Copy nothing but the text: reproduce each line of the listing exactly and leave the pictures out.

────────

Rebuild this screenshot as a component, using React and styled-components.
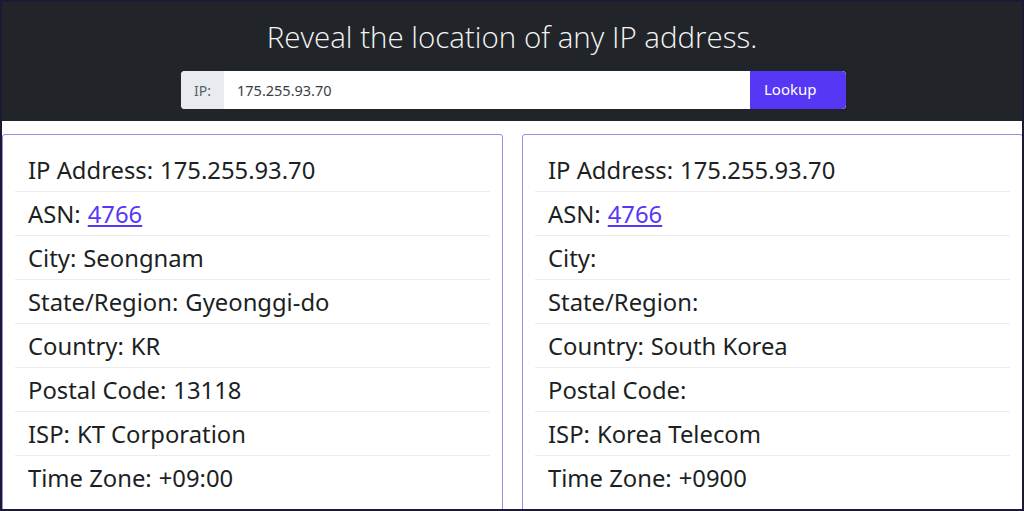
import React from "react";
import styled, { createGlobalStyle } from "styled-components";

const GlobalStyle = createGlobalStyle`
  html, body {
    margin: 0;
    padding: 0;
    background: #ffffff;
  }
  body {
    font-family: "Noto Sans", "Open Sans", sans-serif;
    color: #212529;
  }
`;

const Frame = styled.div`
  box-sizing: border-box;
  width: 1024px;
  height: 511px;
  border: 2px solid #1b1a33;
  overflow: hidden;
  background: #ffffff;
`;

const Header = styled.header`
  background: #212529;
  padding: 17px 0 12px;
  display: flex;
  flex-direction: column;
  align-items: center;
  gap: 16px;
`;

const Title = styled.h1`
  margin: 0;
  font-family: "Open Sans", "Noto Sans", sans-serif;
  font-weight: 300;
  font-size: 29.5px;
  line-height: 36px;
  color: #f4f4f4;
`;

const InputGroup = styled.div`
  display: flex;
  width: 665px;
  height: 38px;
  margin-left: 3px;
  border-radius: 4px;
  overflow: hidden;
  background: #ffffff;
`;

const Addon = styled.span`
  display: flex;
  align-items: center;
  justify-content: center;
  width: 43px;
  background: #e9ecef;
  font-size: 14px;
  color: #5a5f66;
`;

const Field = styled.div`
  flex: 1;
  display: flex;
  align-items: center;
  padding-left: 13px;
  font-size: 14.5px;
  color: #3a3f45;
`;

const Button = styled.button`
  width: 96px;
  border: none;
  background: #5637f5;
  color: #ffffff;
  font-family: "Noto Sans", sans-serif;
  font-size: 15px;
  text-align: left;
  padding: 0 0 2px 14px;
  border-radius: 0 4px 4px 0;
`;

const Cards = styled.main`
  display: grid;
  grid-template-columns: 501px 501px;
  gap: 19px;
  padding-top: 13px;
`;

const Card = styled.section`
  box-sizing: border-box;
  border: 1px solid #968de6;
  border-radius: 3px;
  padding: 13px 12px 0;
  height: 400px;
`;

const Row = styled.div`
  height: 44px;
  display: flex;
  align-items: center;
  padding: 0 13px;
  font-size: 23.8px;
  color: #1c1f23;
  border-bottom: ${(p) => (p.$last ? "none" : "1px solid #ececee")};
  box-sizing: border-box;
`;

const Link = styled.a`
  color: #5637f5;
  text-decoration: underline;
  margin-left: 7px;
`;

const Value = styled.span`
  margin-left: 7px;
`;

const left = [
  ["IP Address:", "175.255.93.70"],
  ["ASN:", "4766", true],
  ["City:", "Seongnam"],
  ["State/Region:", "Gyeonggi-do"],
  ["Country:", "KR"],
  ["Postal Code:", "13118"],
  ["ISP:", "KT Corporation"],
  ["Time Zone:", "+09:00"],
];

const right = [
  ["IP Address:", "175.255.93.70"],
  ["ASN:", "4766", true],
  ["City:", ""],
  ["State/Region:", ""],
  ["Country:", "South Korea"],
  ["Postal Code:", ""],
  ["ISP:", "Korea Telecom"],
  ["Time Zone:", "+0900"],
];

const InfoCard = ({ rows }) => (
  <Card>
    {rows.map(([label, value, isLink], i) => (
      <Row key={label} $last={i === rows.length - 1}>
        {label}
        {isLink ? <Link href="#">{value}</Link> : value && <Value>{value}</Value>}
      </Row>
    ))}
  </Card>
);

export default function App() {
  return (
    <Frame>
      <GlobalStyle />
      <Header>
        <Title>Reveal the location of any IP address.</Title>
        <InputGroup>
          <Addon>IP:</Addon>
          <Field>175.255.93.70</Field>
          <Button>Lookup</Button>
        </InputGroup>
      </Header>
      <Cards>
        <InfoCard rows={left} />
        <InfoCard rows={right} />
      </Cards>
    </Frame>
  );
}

────────

* [RESULT BELOW]:
Rebuild this screenshot as a component, using React and styled-components.
import React from "react";
import styled, { createGlobalStyle } from "styled-components";

const GlobalStyle = createGlobalStyle`
  html, body {
    margin: 0;
    padding: 0;
    background: #ffffff;
  }
  body {
    font-family: "Noto Sans", "Open Sans", sans-serif;
    color: #212529;
  }
`;

const Frame = styled.div`
  box-sizing: border-box;
  width: 1024px;
  height: 511px;
  border: 2px solid #1b1a33;
  overflow: hidden;
  background: #ffffff;
`;

const Header = styled.header`
  background: #212529;
  padding: 17px 0 12px;
  display: flex;
  flex-direction: column;
  align-items: center;
  gap: 16px;
`;

const Title = styled.h1`
  margin: 0;
  font-family: "Open Sans", "Noto Sans", sans-serif;
  font-weight: 300;
  font-size: 29.5px;
  line-height: 36px;
  color: #f4f4f4;
`;

const InputGroup = styled.div`
  display: flex;
  width: 665px;
  height: 38px;
  margin-left: 3px;
  border-radius: 4px;
  overflow: hidden;
  background: #ffffff;
`;

const Addon = styled.span`
  display: flex;
  align-items: center;
  justify-content: center;
  width: 43px;
  background: #e9ecef;
  font-size: 14px;
  color: #5a5f66;
`;

const Field = styled.div`
  flex: 1;
  display: flex;
  align-items: center;
  padding-left: 13px;
  font-size: 14.5px;
  color: #3a3f45;
`;

const Button = styled.button`
  width: 96px;
  border: none;
  background: #5637f5;
  color: #ffffff;
  font-family: "Noto Sans", sans-serif;
  font-size: 15px;
  text-align: left;
  padding: 0 0 2px 14px;
  border-radius: 0 4px 4px 0;
`;

const Cards = styled.main`
  display: grid;
  grid-template-columns: 501px 501px;
  gap: 19px;
  padding-top: 13px;
`;

const Card = styled.section`
  box-sizing: border-box;
  border: 1px solid #968de6;
  border-radius: 3px;
  padding: 13px 12px 0;
  height: 400px;
`;

const Row = styled.div`
  height: 44px;
  display: flex;
  align-items: center;
  padding: 0 13px;
  font-size: 23.8px;
  color: #1c1f23;
  border-bottom: ${(p) => (p.$last ? "none" : "1px solid #ececee")};
  box-sizing: border-box;
`;

const Link = styled.a`
  color: #5637f5;
  text-decoration: underline;
  margin-left: 7px;
`;

const Value = styled.span`
  margin-left: 7px;
`;

const left = [
  ["IP Address:", "175.255.93.70"],
  ["ASN:", "4766", true],
  ["City:", "Seongnam"],
  ["State/Region:", "Gyeonggi-do"],
  ["Country:", "KR"],
  ["Postal Code:", "13118"],
  ["ISP:", "KT Corporation"],
  ["Time Zone:", "+09:00"],
];

const right = [
  ["IP Address:", "175.255.93.70"],
  ["ASN:", "4766", true],
  ["City:", ""],
  ["State/Region:", ""],
  ["Country:", "South Korea"],
  ["Postal Code:", ""],
  ["ISP:", "Korea Telecom"],
  ["Time Zone:", "+0900"],
];

const InfoCard = ({ rows }) => (
  <Card>
    {rows.map(([label, value, isLink], i) => (
      <Row key={label} $last={i === rows.length - 1}>
        {label}
        {isLink ? <Link href="#">{value}</Link> : value && <Value>{value}</Value>}
      </Row>
    ))}
  </Card>
);

export default function App() {
  return (
    <Frame>
      <GlobalStyle />
      <Header>
        <Title>Reveal the location of any IP address.</Title>
        <InputGroup>
          <Addon>IP:</Addon>
          <Field>175.255.93.70</Field>
          <Button>Lookup</Button>
        </InputGroup>
      </Header>
      <Cards>
        <InfoCard rows={left} />
        <InfoCard rows={right} />
      </Cards>
    </Frame>
  );
}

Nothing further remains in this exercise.